*What needs to be done:* Leave out the pictures and repeat the data exactly.

*Supplied information:*
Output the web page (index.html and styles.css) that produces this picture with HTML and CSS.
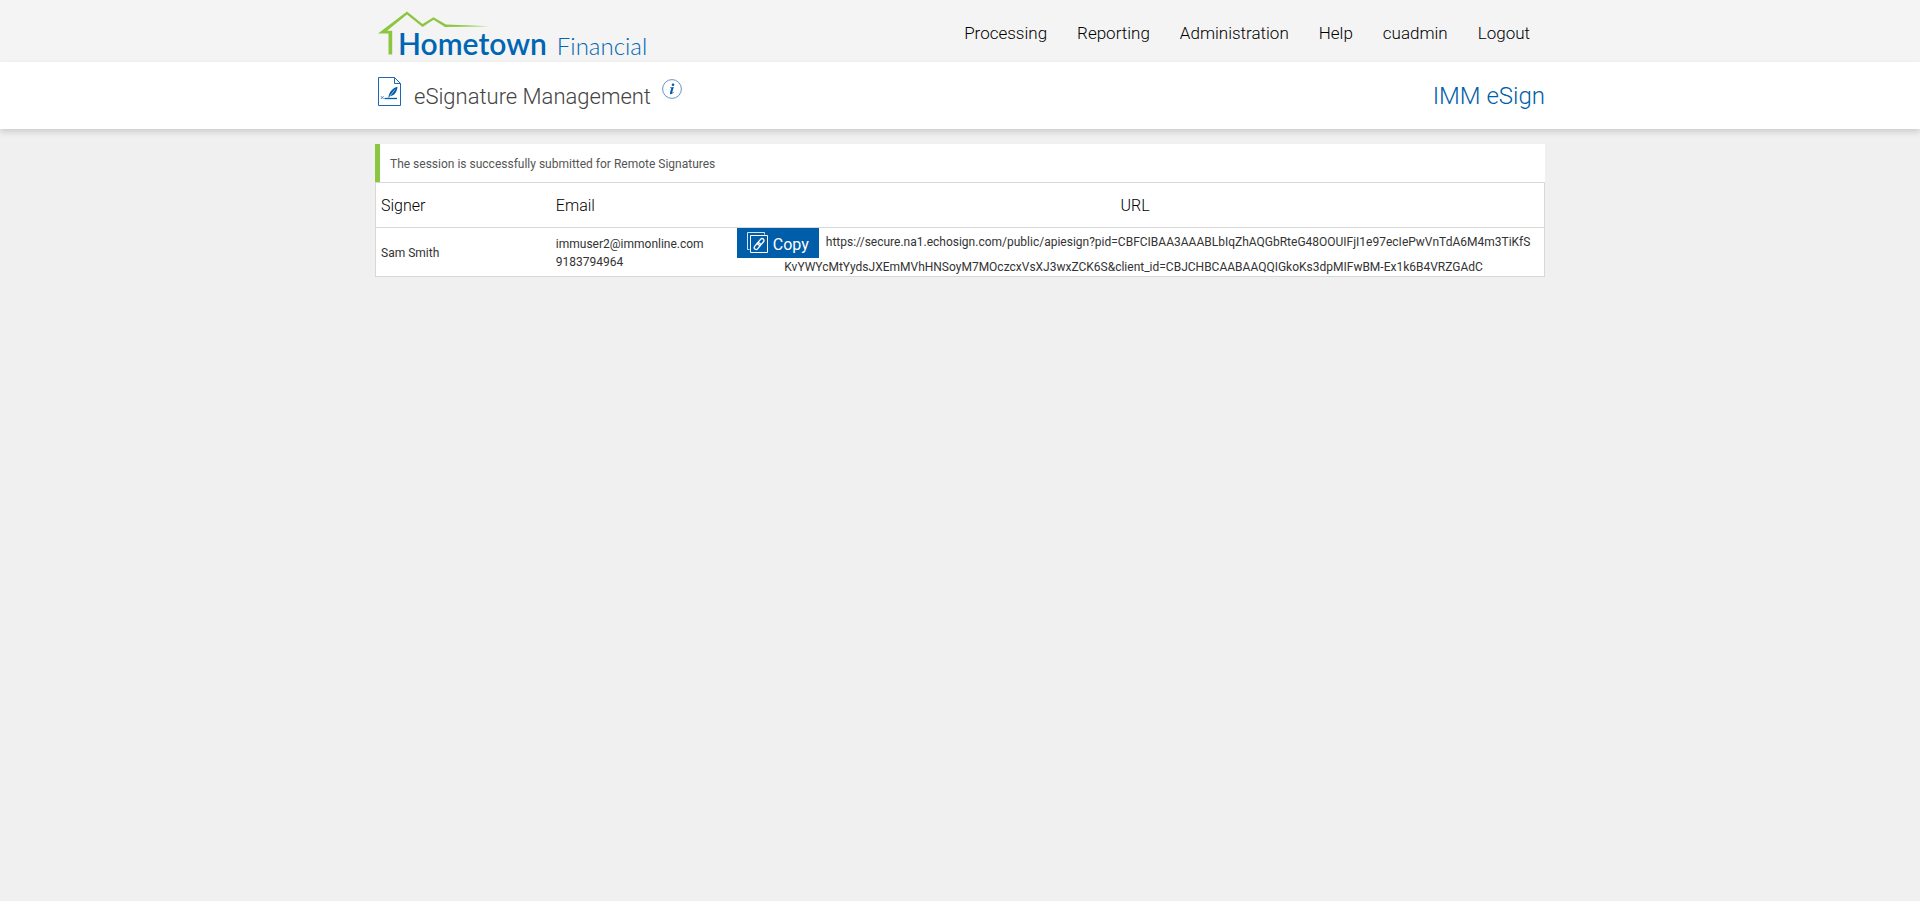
FILE: index.html
```html
<!DOCTYPE html>
<html lang="en">
<head>
<meta charset="utf-8">
<title>eSignature Management</title>
<link rel="stylesheet" href="styles.css">
</head>
<body>
<header class="topbar">
  <div class="container topbar-inner">
    <a class="logo" href="#" aria-label="Hometown Financial">
      <svg class="logo-roof" viewBox="0 0 112 46" aria-hidden="true">
        <path fill="#8cc63f" d="M0 21.500 29 -.5 44.500 12 55.500 5.200 68 12.400 111 14.300 67 15 55.500 7.700 44.500 15 29 2.500 9 18.800H14.200V42.500H10.500V21.500Z"/>
      </svg>
      <span class="logo-text"><span class="logo-main">Hometown</span><span class="logo-sub">Financial</span></span>
    </a>
    <nav class="nav">
      <a href="#">Processing</a>
      <a href="#">Reporting</a>
      <a href="#">Administration</a>
      <a href="#">Help</a>
      <a href="#">cuadmin</a>
      <a href="#">Logout</a>
    </nav>
  </div>
</header>
<div class="titlebar">
  <div class="container titlebar-inner">
    <svg class="page-icon" viewBox="0 0 24 30" aria-hidden="true">
      <path fill="none" stroke="#1d68ae" d="M.5.500H16.500L22.500 6.500V28.500H.5Z"/>
      <path fill="none" stroke="#1d68ae" d="M16.500 .5V6.500H22.500"/>
      <path fill="#005da9" d="M10.500 19.500C11.500 14.500 15 11 19.500 9.800 19 15 16.500 18.500 12.500 19L10.500 21Z"/>
      <path fill="none" stroke="#fff" stroke-width=".6" d="M11.500 19.500 17 12.500"/>
      <path fill="none" stroke="#005da9" stroke-width="1.300" d="M6.500 21.500H19"/>
      <path fill="none" stroke="#1d68ae" stroke-width=".9" d="M3 19.300 5.500 21.800M5.500 19.300 3 21.800"/>
    </svg>
    <h1 class="page-title">eSignature Management</h1>
    <button class="info" type="button" aria-label="Information">
      <svg viewBox="0 0 20 20" aria-hidden="true">
        <circle cx="10" cy="10" r="9.400" fill="none" stroke="#5a83ba" stroke-width=".9"/>
        <circle cx="11" cy="5.800" r="1.300" fill="#005da9"/>
        <path fill="#005da9" d="M8 8.500 11.800 8 10.200 13.600Q10.200 14.200 12 12.700L12.300 13.100Q10 15.600 8.500 15.200 7.700 14.900 8 13.800L9.300 9.300 8 9.100Z"/>
      </svg>
    </button>
    <span class="product">IMM eSign</span>
  </div>
</div>
<main class="container content">
  <p class="message" role="status">The session is successfully submitted for Remote Signatures</p>
  <table class="signers">
    <thead>
      <tr><th class="col-signer" scope="col">Signer</th><th class="col-email" scope="col">Email</th><th class="col-url" scope="col">URL</th></tr>
    </thead>
    <tbody>
      <tr>
        <td>Sam Smith</td>
        <td>immuser2@immonline.com<br>9183794964</td>
        <td class="url-cell"><button class="copy" type="button"><svg viewBox="0 0 22 22" aria-hidden="true">
          <path fill="none" stroke="#d5e3f2" d="M2.500 17.500H.5V.5H17.500V2.500"/>
          <path fill="none" stroke="#fff" d="M3.500 3.500H20.500V20.500H3.500Z"/>
          <g transform="rotate(-50 12 12)" fill="none" stroke="#fff" stroke-width="1.300"><rect x="5.500" y="10.200" width="7.500" height="3.800" rx="1.900"/><rect x="11" y="10.200" width="7.500" height="3.800" rx="1.900"/></g>
        </svg><span class="copy-label">Copy</span></button><span class="url">https://secure.na1.echosign.com/public/apiesign?pid=CBFCIBAA3AAABLbIqZhAQGbRteG48OOUIFjI1e97ecIePwVnTdA6M4m3TiKfS<br>KvYWYcMtYydsJXEmMVhHNSoyM7MOczcxVsXJ3wxZCK6S&amp;client_id=CBJCHBCAABAAQQIGkoKs3dpMIFwBM-Ex1k6B4VRZGAdC</span></td>
      </tr>
    </tbody>
  </table>
</main>
</body>
</html>
```
FILE: styles.css
```css
* { box-sizing: border-box; }

body {
  margin: 0;
  background: #f0f0f0;
  color: #333;
  font: 400 12px/18px Roboto, "Liberation Sans", sans-serif;
}

.container {
  width: 100%;
  max-width: 1170px;
  margin: 0 auto;
}

.topbar { background: #f4f4f4; }

.topbar-inner {
  display: flex;
  justify-content: space-between;
  height: 62px;
}

.logo {
  display: grid;
  padding: 12px 0 0 3px;
  text-decoration: none;
  white-space: nowrap;
}

.logo-roof, .logo-text { grid-area: 1 / 1; }

.logo-roof {
  width: 112px;
  height: 46px;
  overflow: visible;
}

.logo-text {
  padding: 13px 0 0 20px;
  color: #0066b3;
  font-family: Lato, sans-serif;
  line-height: 36px;
}

.logo-main { font-size: 30px; font-weight: 600; }
.logo-sub { margin-left: 10px; font-size: 24px; font-weight: 300; }

.nav {
  display: flex;
  align-items: center;
  gap: 30px;
  padding: 4px 15px 0 0;
}

.nav a {
  color: #000;
  font-size: 17px;
  font-weight: 300;
  line-height: 24px;
  text-decoration: none;
}

.titlebar {
  background: #fff;
  box-shadow: 0 3px 6px rgba(0, 0, 0, .15);
}

.titlebar-inner {
  display: flex;
  align-items: flex-start;
  padding: 15px 0 16px 3px;
}

.page-icon { width: 24px; height: 30px; }

.page-title {
  margin: 4px 11px 0 12px;
  color: #444;
  font-size: 22px;
  font-weight: 300;
  line-height: 32px;
}

.info {
  width: 20px;
  height: 20px;
  margin-top: 2px;
  padding: 0;
  border: 0;
  background: none;
}

.info svg { display: block; }

.product {
  margin: 3px 0 0 auto;
  color: #005da9;
  font-size: 24px;
  font-weight: 300;
  line-height: 32px;
}

.content { padding-top: 15px; }

.message {
  margin: 0;
  padding: 11px 10px 9px;
  border-left: 5px solid #8cc63f;
  background: #fff;
  color: #555;
}

.signers {
  width: 100%;
  border: 1px solid #d8d8d8;
  border-collapse: collapse;
  background: #fff;
  table-layout: fixed;
}

.signers th, .signers td {
  padding: 2px 5px 0;
  text-align: left;
}

.signers th {
  padding: 11px 5px 9px;
  border-bottom: 1px solid #d8d8d8;
  color: #000;
  font-size: 16px;
  font-weight: 300;
  line-height: 24px;
}

.col-signer, .col-email { width: 15%; }

.signers .col-url, .signers .url-cell { text-align: center; }
.signers .url-cell { padding: 0 8px 0 5px; }

.copy {
  display: inline-flex;
  align-items: center;
  gap: 4px;
  height: 30px;
  margin-right: 7px;
  padding: 0 10px;
  border: 0;
  background: #005da9;
  color: #fff;
  font: 400 16px/24px Roboto, sans-serif;
  vertical-align: middle;
}

.copy svg { width: 22px; height: 22px; }
.copy-label { padding-top: 4px; }
```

*Worked answer:*
Output the web page (index.html and styles.css) that produces this picture with HTML and CSS.
FILE: index.html
```html
<!DOCTYPE html>
<html lang="en">
<head>
<meta charset="utf-8">
<title>eSignature Management</title>
<link rel="stylesheet" href="styles.css">
</head>
<body>
<header class="topbar">
  <div class="container topbar-inner">
    <a class="logo" href="#" aria-label="Hometown Financial">
      <svg class="logo-roof" viewBox="0 0 112 46" aria-hidden="true">
        <path fill="#8cc63f" d="M0 21.500 29 -.5 44.500 12 55.500 5.200 68 12.400 111 14.300 67 15 55.500 7.700 44.500 15 29 2.500 9 18.800H14.200V42.500H10.500V21.500Z"/>
      </svg>
      <span class="logo-text"><span class="logo-main">Hometown</span><span class="logo-sub">Financial</span></span>
    </a>
    <nav class="nav">
      <a href="#">Processing</a>
      <a href="#">Reporting</a>
      <a href="#">Administration</a>
      <a href="#">Help</a>
      <a href="#">cuadmin</a>
      <a href="#">Logout</a>
    </nav>
  </div>
</header>
<div class="titlebar">
  <div class="container titlebar-inner">
    <svg class="page-icon" viewBox="0 0 24 30" aria-hidden="true">
      <path fill="none" stroke="#1d68ae" d="M.5.500H16.500L22.500 6.500V28.500H.5Z"/>
      <path fill="none" stroke="#1d68ae" d="M16.500 .5V6.500H22.500"/>
      <path fill="#005da9" d="M10.500 19.500C11.500 14.500 15 11 19.500 9.800 19 15 16.500 18.500 12.500 19L10.500 21Z"/>
      <path fill="none" stroke="#fff" stroke-width=".6" d="M11.500 19.500 17 12.500"/>
      <path fill="none" stroke="#005da9" stroke-width="1.300" d="M6.500 21.500H19"/>
      <path fill="none" stroke="#1d68ae" stroke-width=".9" d="M3 19.300 5.500 21.800M5.500 19.300 3 21.800"/>
    </svg>
    <h1 class="page-title">eSignature Management</h1>
    <button class="info" type="button" aria-label="Information">
      <svg viewBox="0 0 20 20" aria-hidden="true">
        <circle cx="10" cy="10" r="9.400" fill="none" stroke="#5a83ba" stroke-width=".9"/>
        <circle cx="11" cy="5.800" r="1.300" fill="#005da9"/>
        <path fill="#005da9" d="M8 8.500 11.800 8 10.200 13.600Q10.200 14.200 12 12.700L12.300 13.100Q10 15.600 8.500 15.200 7.700 14.900 8 13.800L9.300 9.300 8 9.100Z"/>
      </svg>
    </button>
    <span class="product">IMM eSign</span>
  </div>
</div>
<main class="container content">
  <p class="message" role="status">The session is successfully submitted for Remote Signatures</p>
  <table class="signers">
    <thead>
      <tr><th class="col-signer" scope="col">Signer</th><th class="col-email" scope="col">Email</th><th class="col-url" scope="col">URL</th></tr>
    </thead>
    <tbody>
      <tr>
        <td>Sam Smith</td>
        <td>immuser2@immonline.com<br>9183794964</td>
        <td class="url-cell"><button class="copy" type="button"><svg viewBox="0 0 22 22" aria-hidden="true">
          <path fill="none" stroke="#d5e3f2" d="M2.500 17.500H.5V.5H17.500V2.500"/>
          <path fill="none" stroke="#fff" d="M3.500 3.500H20.500V20.500H3.500Z"/>
          <g transform="rotate(-50 12 12)" fill="none" stroke="#fff" stroke-width="1.300"><rect x="5.500" y="10.200" width="7.500" height="3.800" rx="1.900"/><rect x="11" y="10.200" width="7.500" height="3.800" rx="1.900"/></g>
        </svg><span class="copy-label">Copy</span></button><span class="url">https://secure.na1.echosign.com/public/apiesign?pid=CBFCIBAA3AAABLbIqZhAQGbRteG48OOUIFjI1e97ecIePwVnTdA6M4m3TiKfS<br>KvYWYcMtYydsJXEmMVhHNSoyM7MOczcxVsXJ3wxZCK6S&amp;client_id=CBJCHBCAABAAQQIGkoKs3dpMIFwBM-Ex1k6B4VRZGAdC</span></td>
      </tr>
    </tbody>
  </table>
</main>
</body>
</html>
```
FILE: styles.css
```css
* { box-sizing: border-box; }

body {
  margin: 0;
  background: #f0f0f0;
  color: #333;
  font: 400 12px/18px Roboto, "Liberation Sans", sans-serif;
}

.container {
  width: 100%;
  max-width: 1170px;
  margin: 0 auto;
}

.topbar { background: #f4f4f4; }

.topbar-inner {
  display: flex;
  justify-content: space-between;
  height: 62px;
}

.logo {
  display: grid;
  padding: 12px 0 0 3px;
  text-decoration: none;
  white-space: nowrap;
}

.logo-roof, .logo-text { grid-area: 1 / 1; }

.logo-roof {
  width: 112px;
  height: 46px;
  overflow: visible;
}

.logo-text {
  padding: 13px 0 0 20px;
  color: #0066b3;
  font-family: Lato, sans-serif;
  line-height: 36px;
}

.logo-main { font-size: 30px; font-weight: 600; }
.logo-sub { margin-left: 10px; font-size: 24px; font-weight: 300; }

.nav {
  display: flex;
  align-items: center;
  gap: 30px;
  padding: 4px 15px 0 0;
}

.nav a {
  color: #000;
  font-size: 17px;
  font-weight: 300;
  line-height: 24px;
  text-decoration: none;
}

.titlebar {
  background: #fff;
  box-shadow: 0 3px 6px rgba(0, 0, 0, .15);
}

.titlebar-inner {
  display: flex;
  align-items: flex-start;
  padding: 15px 0 16px 3px;
}

.page-icon { width: 24px; height: 30px; }

.page-title {
  margin: 4px 11px 0 12px;
  color: #444;
  font-size: 22px;
  font-weight: 300;
  line-height: 32px;
}

.info {
  width: 20px;
  height: 20px;
  margin-top: 2px;
  padding: 0;
  border: 0;
  background: none;
}

.info svg { display: block; }

.product {
  margin: 3px 0 0 auto;
  color: #005da9;
  font-size: 24px;
  font-weight: 300;
  line-height: 32px;
}

.content { padding-top: 15px; }

.message {
  margin: 0;
  padding: 11px 10px 9px;
  border-left: 5px solid #8cc63f;
  background: #fff;
  color: #555;
}

.signers {
  width: 100%;
  border: 1px solid #d8d8d8;
  border-collapse: collapse;
  background: #fff;
  table-layout: fixed;
}

.signers th, .signers td {
  padding: 2px 5px 0;
  text-align: left;
}

.signers th {
  padding: 11px 5px 9px;
  border-bottom: 1px solid #d8d8d8;
  color: #000;
  font-size: 16px;
  font-weight: 300;
  line-height: 24px;
}

.col-signer, .col-email { width: 15%; }

.signers .col-url, .signers .url-cell { text-align: center; }
.signers .url-cell { padding: 0 8px 0 5px; }

.copy {
  display: inline-flex;
  align-items: center;
  gap: 4px;
  height: 30px;
  margin-right: 7px;
  padding: 0 10px;
  border: 0;
  background: #005da9;
  color: #fff;
  font: 400 16px/24px Roboto, sans-serif;
  vertical-align: middle;
}

.copy svg { width: 22px; height: 22px; }
.copy-label { padding-top: 4px; }
```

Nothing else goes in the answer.